Make sure it doesn't apply to const pointers and const references. Add a test that demonstrates that it does apply to rvalue references.

Additionally, make sure that the object is invalidated when its contents change for reasons other than invalidation caused by evaluating a call conservatively. In particular, when the object's fields are manipulated directly, we should assume that some sort of reset may be happening.

Diff Detail

Event Timeline

NoQ created this revision.Dec 4 2018, 12:12 PM
NoQ added inline comments.Dec 4 2018, 12:14 PM
lib/StaticAnalyzer/Checkers/MoveChecker.cpp
542

This is clumsy. I think we shouldn't include non-invalidated regions in the ExplicitRegions array in the first place.

Hi Artem,
The change looks fine, just some nits.

lib/StaticAnalyzer/Checkers/MoveChecker.cpp
534

It looks like Call is already checked for null, and we can use just dyn_cast.

542

Just a reminder: we have llvm::find and a bunch of nice related range wrappers.

Cool!

lib/StaticAnalyzer/Checkers/MoveChecker.cpp
526–527

This isn't specific to this revision, but I find the parameter name Regions way too vague. Maybe ImplicitRegions?

537–539

Really? Then I guess this needs to be updated in CheckerDocumentation.cpp:

/// \param ExplicitRegions The regions explicitly requested for invalidation.
///        For a function call, this would be the arguments. For a bind, this
///        would be the region being bound to.

To me, this clearly indicates that the elements of ExplicitRegions will be invalidated.
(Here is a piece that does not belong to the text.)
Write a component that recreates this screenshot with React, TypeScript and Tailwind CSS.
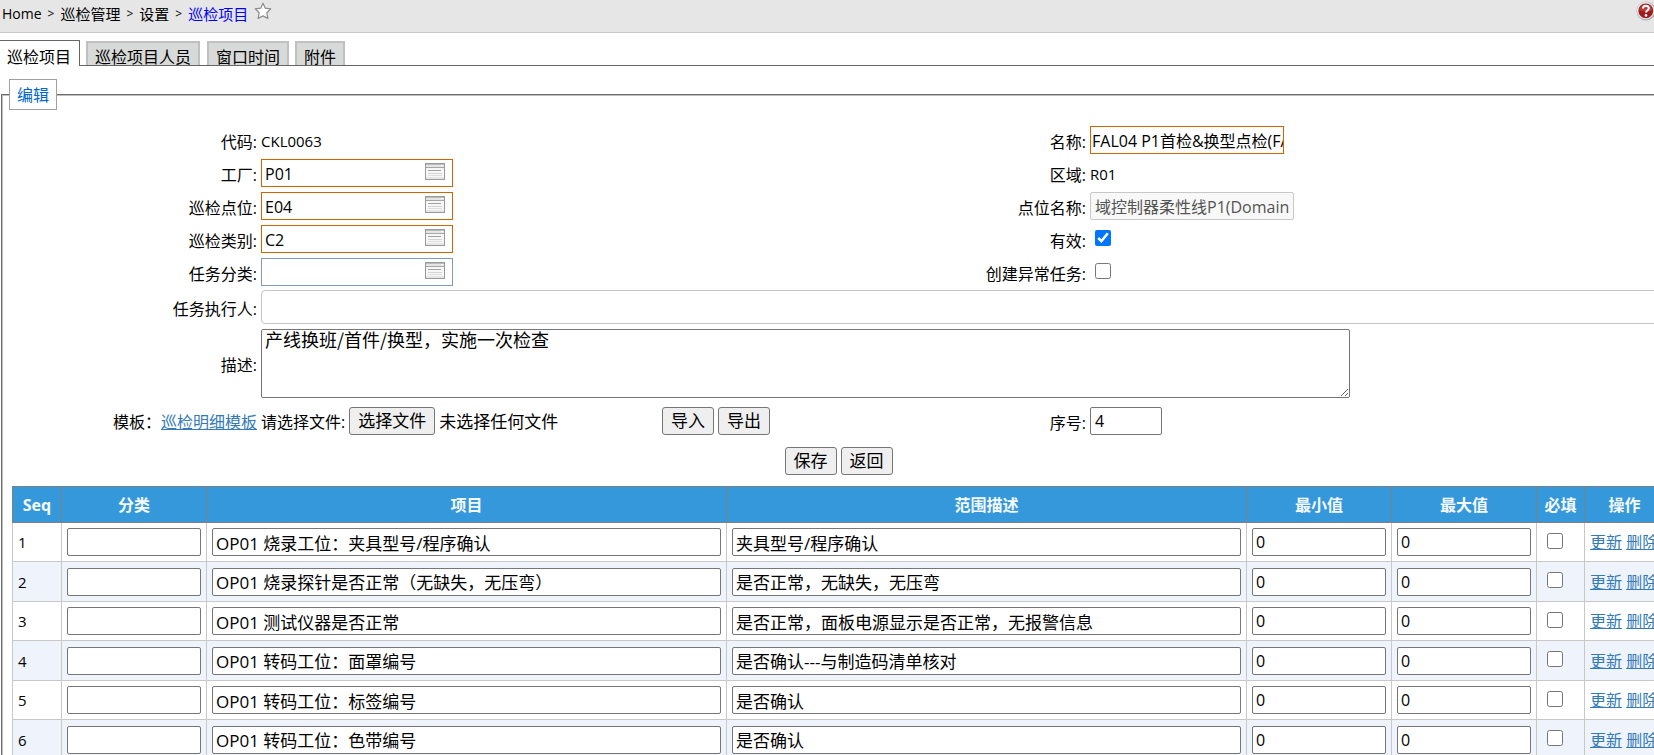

Does "requested for" really just mean "requested for potential"? Since this happens before any invalidation, it could easily be interpreted as "invalidated after the end of the callback".

NoQ added inline comments.Dec 5 2018, 12:45 PM
lib/StaticAnalyzer/Checkers/MoveChecker.cpp
537–539

The callback fires after invalidation - cf. ProgramState::invalidateRegionsImpl. Note that the if (Eng) condition is always true, because how the heck were we supposed to run path-sensitive analysis without ExprEngine.

The terminology is really weird here because we the word "invalidation" has too many meanings. Essentially, ExplicitRegions are regions that were specifically requested for invalidation, but it is up to the CallEvent / ProgramState / StoreManager (depending on which invalidateRegions() was called) to decide what invalidation means in this case by filling in the RegionAndSymbolInvalidationTraits map.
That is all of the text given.